The source declined to give a concrete figure for the number of Russian military flights encountered close to NATO territory.

Last year, NATO said allied fighter jets took off over 300 times to intercept Russian military aircraft, with most of the incidents occurring over the Baltic.

Since then, however, NATO has noticed a change in the mix of Russian aircraft spotted close to allied territory, the source, speaking on condition of anonymity, told Reuters.

Unlike in the past, Western pilots these days barely detect any Russian fighter jets or strategic bombers approaching allied airspace, and most intercepts now involve surveillance aircraft or sometimes transport planes, the source said.

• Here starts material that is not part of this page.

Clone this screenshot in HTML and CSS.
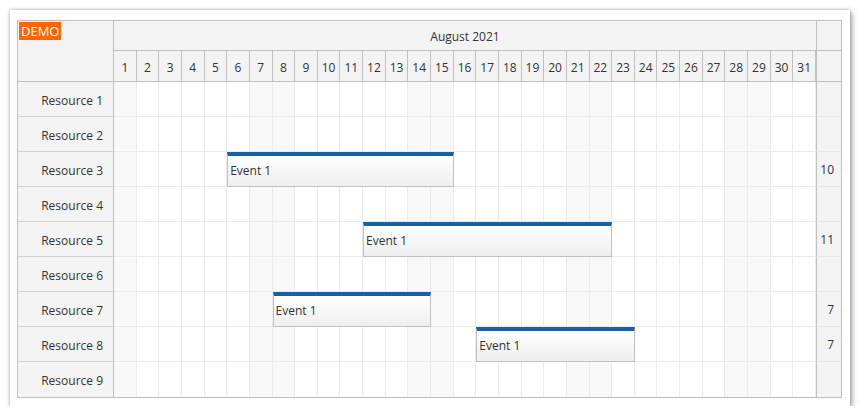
FILE: index.html
```html
<!DOCTYPE html>
<html>
<head>
<meta charset="utf-8">
<link rel="stylesheet" href="styles.css">
</head>
<body>
<div class="panel">
  <div class="sched">
    <div class="hdr">
      <div class="corner"><span class="demo">DEMO</span></div>
      <div class="hmid">
        <div class="month">August 2021</div>
        <div class="days">
          <div class="d">1</div><div class="d">2</div><div class="d">3</div><div class="d">4</div><div class="d">5</div><div class="d">6</div><div class="d">7</div><div class="d">8</div><div class="d">9</div><div class="d">10</div><div class="d">11</div><div class="d">12</div><div class="d">13</div><div class="d">14</div><div class="d">15</div><div class="d">16</div><div class="d">17</div><div class="d">18</div><div class="d">19</div><div class="d">20</div><div class="d">21</div><div class="d">22</div><div class="d">23</div><div class="d">24</div><div class="d">25</div><div class="d">26</div><div class="d">27</div><div class="d">28</div><div class="d">29</div><div class="d">30</div><div class="d">31</div>
        </div>
      </div>
      <div class="hright"><div class="hr1"></div><div class="hr2"></div></div>
    </div>

    <div class="row">
      <div class="rname">Resource 1</div>
      <div class="cells">
        <div class="c w"></div><div class="c"></div><div class="c"></div><div class="c"></div><div class="c"></div><div class="c"></div><div class="c w"></div><div class="c w"></div><div class="c"></div><div class="c"></div><div class="c"></div><div class="c"></div><div class="c"></div><div class="c w"></div><div class="c w"></div><div class="c"></div><div class="c"></div><div class="c"></div><div class="c"></div><div class="c"></div><div class="c w"></div><div class="c w"></div><div class="c"></div><div class="c"></div><div class="c"></div><div class="c"></div><div class="c"></div><div class="c w"></div><div class="c w"></div><div class="c"></div><div class="c"></div>
      </div>
      <div class="rsum"></div>
    </div>

    <div class="row">
      <div class="rname">Resource 2</div>
      <div class="cells">
        <div class="c w"></div><div class="c"></div><div class="c"></div><div class="c"></div><div class="c"></div><div class="c"></div><div class="c w"></div><div class="c w"></div><div class="c"></div><div class="c"></div><div class="c"></div><div class="c"></div><div class="c"></div><div class="c w"></div><div class="c w"></div><div class="c"></div><div class="c"></div><div class="c"></div><div class="c"></div><div class="c"></div><div class="c w"></div><div class="c w"></div><div class="c"></div><div class="c"></div><div class="c"></div><div class="c"></div><div class="c"></div><div class="c w"></div><div class="c w"></div><div class="c"></div><div class="c"></div>
      </div>
      <div class="rsum"></div>
    </div>

    <div class="row">
      <div class="rname">Resource 3</div>
      <div class="cells">
        <div class="c w"></div><div class="c"></div><div class="c"></div><div class="c"></div><div class="c"></div><div class="c"></div><div class="c w"></div><div class="c w"></div><div class="c"></div><div class="c"></div><div class="c"></div><div class="c"></div><div class="c"></div><div class="c w"></div><div class="c w"></div><div class="c"></div><div class="c"></div><div class="c"></div><div class="c"></div><div class="c"></div><div class="c w"></div><div class="c w"></div><div class="c"></div><div class="c"></div><div class="c"></div><div class="c"></div><div class="c"></div><div class="c w"></div><div class="c w"></div><div class="c"></div><div class="c"></div>
        <div class="event" style="left: 113.2px; width: 226.5px;">Event 1</div>
      </div>
      <div class="rsum">10</div>
    </div>

    <div class="row">
      <div class="rname">Resource 4</div>
      <div class="cells">
        <div class="c w"></div><div class="c"></div><div class="c"></div><div class="c"></div><div class="c"></div><div class="c"></div><div class="c w"></div><div class="c w"></div><div class="c"></div><div class="c"></div><div class="c"></div><div class="c"></div><div class="c"></div><div class="c w"></div><div class="c w"></div><div class="c"></div><div class="c"></div><div class="c"></div><div class="c"></div><div class="c"></div><div class="c w"></div><div class="c w"></div><div class="c"></div><div class="c"></div><div class="c"></div><div class="c"></div><div class="c"></div><div class="c w"></div><div class="c w"></div><div class="c"></div><div class="c"></div>
      </div>
      <div class="rsum"></div>
    </div>

    <div class="row">
      <div class="rname">Resource 5</div>
      <div class="cells">
        <div class="c w"></div><div class="c"></div><div class="c"></div><div class="c"></div><div class="c"></div><div class="c"></div><div class="c w"></div><div class="c w"></div><div class="c"></div><div class="c"></div><div class="c"></div><div class="c"></div><div class="c"></div><div class="c w"></div><div class="c w"></div><div class="c"></div><div class="c"></div><div class="c"></div><div class="c"></div><div class="c"></div><div class="c w"></div><div class="c w"></div><div class="c"></div><div class="c"></div><div class="c"></div><div class="c"></div><div class="c"></div><div class="c w"></div><div class="c w"></div><div class="c"></div><div class="c"></div>
        <div class="event" style="left: 249.1px; width: 249.1px;">Event 1</div>
      </div>
      <div class="rsum">11</div>
    </div>

    <div class="row">
      <div class="rname">Resource 6</div>
      <div class="cells">
        <div class="c w"></div><div class="c"></div><div class="c"></div><div class="c"></div><div class="c"></div><div class="c"></div><div class="c w"></div><div class="c w"></div><div class="c"></div><div class="c"></div><div class="c"></div><div class="c"></div><div class="c"></div><div class="c w"></div><div class="c w"></div><div class="c"></div><div class="c"></div><div class="c"></div><div class="c"></div><div class="c"></div><div class="c w"></div><div class="c w"></div><div class="c"></div><div class="c"></div><div class="c"></div><div class="c"></div><div class="c"></div><div class="c w"></div><div class="c w"></div><div class="c"></div><div class="c"></div>
      </div>
      <div class="rsum"></div>
    </div>

    <div class="row">
      <div class="rname">Resource 7</div>
      <div class="cells">
        <div class="c w"></div><div class="c"></div><div class="c"></div><div class="c"></div><div class="c"></div><div class="c"></div><div class="c w"></div><div class="c w"></div><div class="c"></div><div class="c"></div><div class="c"></div><div class="c"></div><div class="c"></div><div class="c w"></div><div class="c w"></div><div class="c"></div><div class="c"></div><div class="c"></div><div class="c"></div><div class="c"></div><div class="c w"></div><div class="c w"></div><div class="c"></div><div class="c"></div><div class="c"></div><div class="c"></div><div class="c"></div><div class="c w"></div><div class="c w"></div><div class="c"></div><div class="c"></div>
        <div class="event" style="left: 158.5px; width: 158.5px;">Event 1</div>
      </div>
      <div class="rsum">7</div>
    </div>

    <div class="row">
      <div class="rname">Resource 8</div>
      <div class="cells">
        <div class="c w"></div><div class="c"></div><div class="c"></div><div class="c"></div><div class="c"></div><div class="c"></div><div class="c w"></div><div class="c w"></div><div class="c"></div><div class="c"></div><div class="c"></div><div class="c"></div><div class="c"></div><div class="c w"></div><div class="c w"></div><div class="c"></div><div class="c"></div><div class="c"></div><div class="c"></div><div class="c"></div><div class="c w"></div><div class="c w"></div><div class="c"></div><div class="c"></div><div class="c"></div><div class="c"></div><div class="c"></div><div class="c w"></div><div class="c w"></div><div class="c"></div><div class="c"></div>
        <div class="event" style="left: 362.3px; width: 158.5px;">Event 1</div>
      </div>
      <div class="rsum">7</div>
    </div>

    <div class="row last">
      <div class="rname">Resource 9</div>
      <div class="cells">
        <div class="c w"></div><div class="c"></div><div class="c"></div><div class="c"></div><div class="c"></div><div class="c"></div><div class="c w"></div><div class="c w"></div><div class="c"></div><div class="c"></div><div class="c"></div><div class="c"></div><div class="c"></div><div class="c w"></div><div class="c w"></div><div class="c"></div><div class="c"></div><div class="c"></div><div class="c"></div><div class="c"></div><div class="c w"></div><div class="c w"></div><div class="c"></div><div class="c"></div><div class="c"></div><div class="c"></div><div class="c"></div><div class="c w"></div><div class="c w"></div><div class="c"></div><div class="c"></div>
      </div>
      <div class="rsum"></div>
    </div>
  </div>
</div>
</body>
</html>
```

FILE: styles.css
```css
* { box-sizing: border-box; }
html, body { margin: 0; padding: 0; background: #ffffff; }
body {
  font-family: "Open Sans", "Noto Sans", sans-serif;
  font-size: 12px;
  color: #333333;
}
.panel {
  margin: 10px 0 0 10px;
  width: 840px;
  height: 396px;
  padding: 10px 0 0 7px;
  background: #ffffff;
  box-shadow: 0 0 3px rgba(0,0,0,0.25), 2px 2px 6px rgba(0,0,0,0.35);
}
.sched {
  width: 825px;
  border: 1px solid #c0c0c0;
  background: #ffffff;
}
.hdr {
  display: flex;
  height: 61px;
  border-bottom: 1px solid #c0c0c0;
  background: #f3f3f3;
}
.corner {
  width: 96px;
  flex: none;
  border-right: 1px solid #c0c0c0;
  padding: 1px 0 0 1px;
}
.demo {
  display: inline-block;
  background: #ff6600;
  color: #ffffff;
  font-size: 13px;
  line-height: 18px;
  height: 18px;
  padding: 0 2px;
}
.hmid {
  width: 702px;
  flex: none;
  display: flex;
  flex-direction: column;
}
.month {
  height: 30px;
  border-bottom: 1px solid #c0c0c0;
  display: flex;
  align-items: center;
  justify-content: center;
  font-size: 12px;
  padding-top: 1px;
}
.days {
  flex: 1;
  display: grid;
  grid-template-columns: repeat(31, 1fr);
}
.d {
  border-right: 1px solid #c0c0c0;
  display: flex;
  align-items: center;
  justify-content: center;
  padding-top: 2px;
}
.hright {
  flex: 1;
  border-left: 1px solid #c0c0c0;
  display: flex;
  flex-direction: column;
}
.hr1 {
  height: 30px;
  border-bottom: 1px solid #c0c0c0;
}
.row {
  display: flex;
  height: 35px;
}
.rname {
  width: 96px;
  flex: none;
  background: #f3f3f3;
  border-right: 1px solid #c0c0c0;
  border-bottom: 1px solid #d0d0d0;
  display: flex;
  align-items: center;
  justify-content: flex-end;
  padding: 2px 10px 0 0;
}
.cells {
  position: relative;
  width: 702px;
  flex: none;
  display: grid;
  grid-template-columns: repeat(31, 1fr);
}
.c {
  border-right: 1px solid #ebebeb;
  border-bottom: 1px solid #ebebeb;
  background: #ffffff;
}
.c.w { background: #f8f8f8; }
.rsum {
  flex: 1;
  background: #f3f3f3;
  border-left: 1px solid #c0c0c0;
  border-bottom: 1px solid #e6e6e6;
  display: flex;
  align-items: center;
  justify-content: flex-end;
  padding: 1px 7px 0 0;
  color: #333333;
}
.row.last .rname,
.row.last .c,
.row.last .rsum { border-bottom: none; }
.event {
  position: absolute;
  top: 0;
  height: 35px;
  border: 1px solid #c0c0c0;
  border-top: 4px solid #1560a6;
  background: linear-gradient(to bottom, #ffffff 0%, #eeeeee 100%);
  padding: 0 0 2px 2px;
  display: flex;
  align-items: center;
  color: #333333;
}
```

It is not clear why Russia has changed its behaviour but there is an assumption that Moscow needs its bombers and fighter jets in Ukraine as fighting there has been growing in intensity, the source added.

NATO says Russian military aircraft have a history of not transmitting a transponder code indicating their position and altitude, not filing a flight plan and not communicating with air traffic controllers.

Following Russia's full-scale invasion of Ukraine in February 2022, the Western military alliance ramped up its presence along its eastern flank, sending more fighter jets there and setting up ground-based air defences.

NATO also deployed extra fighter jets to Romania after repeated Russian strikes on Ukrainian infrastructure close to the alliance's southeastern border.

At the beginning of the year, NATO launched its largest exercise since the Cold War, involving some 90,000 troops.

The drills are meant to rehearse NATO's execution of its regional plans - the first defence plans the alliance has drawn up in decades - detailing how it would respond to a Russian attack.